Common steps may include:
- **Identifying correlations** between numerical variables.
- **Comparing groups** or categories to detect differences or trends.
- **Exploring relationships** through scatter plots, cross‑tabulations, or statistical tests.
- **Feature engineering** to create new variables that may improve insights.
- **Segmentation or clustering** to group similar observations.
- **Predictive modeling** to forecast outcomes, when relevant.

Analysis techniques should be chosen based on:
- The nature of the data (categorical, numerical, time‑series, text, etc.).
- The goals defined in the Introduction & Scope section.
- Any constraints or assumptions identified earlier.
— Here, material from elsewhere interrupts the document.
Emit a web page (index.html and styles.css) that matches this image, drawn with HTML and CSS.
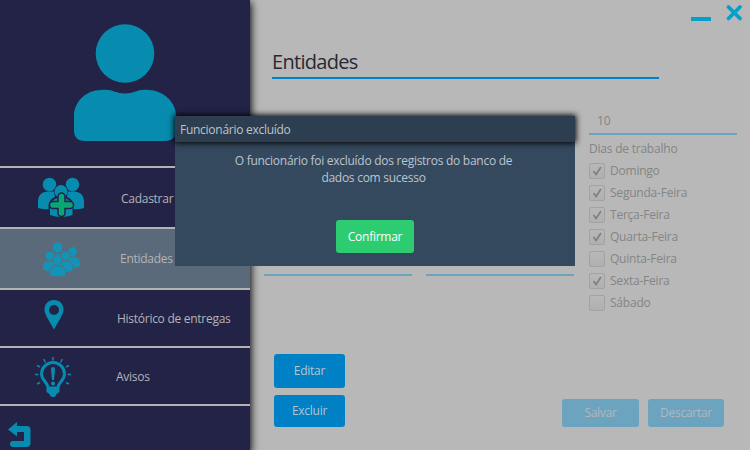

Findings from this stage should directly inform conclusions or recommendations in the final section of the notebook.

In [None]:
# def analyze_data(df):
#     """Conduct a preliminary analysis on the data."""
#     if 'scientific_name' in df.columns and 'observations' in df.columns:
#         obs_counts = df.groupby('scientific_name')['observations'].sum().reset_index()
#         sorted_obs = obs_counts.sort_values(by='observations', ascending=False)
#         print("Summarized Observations:")
#         print(sorted_obs)
#     else:
#         print("Columns 'scientific_name' and/or 'observations' not found in the data.")

# analyze_data(df)

## Conclusions

This section summarizes the key findings from the analysis, highlighting patterns, relationships, or insights that directly address the project’s initial objectives.  

Typical elements include:
- **Restating the goals** and how the analysis addressed them.
- **Highlighting main discoveries** supported by the data.
- **Noting limitations** of the analysis, such as data quality, sample size, or scope constraints.
- **Suggesting next steps** for deeper investigation or practical application.
- **Potential implications** for decision‑making, policy, or further research.

Conclusions should focus on actionable takeaways and avoid repeating every detail of the analysis — instead, emphasize the most significant results and their relevance.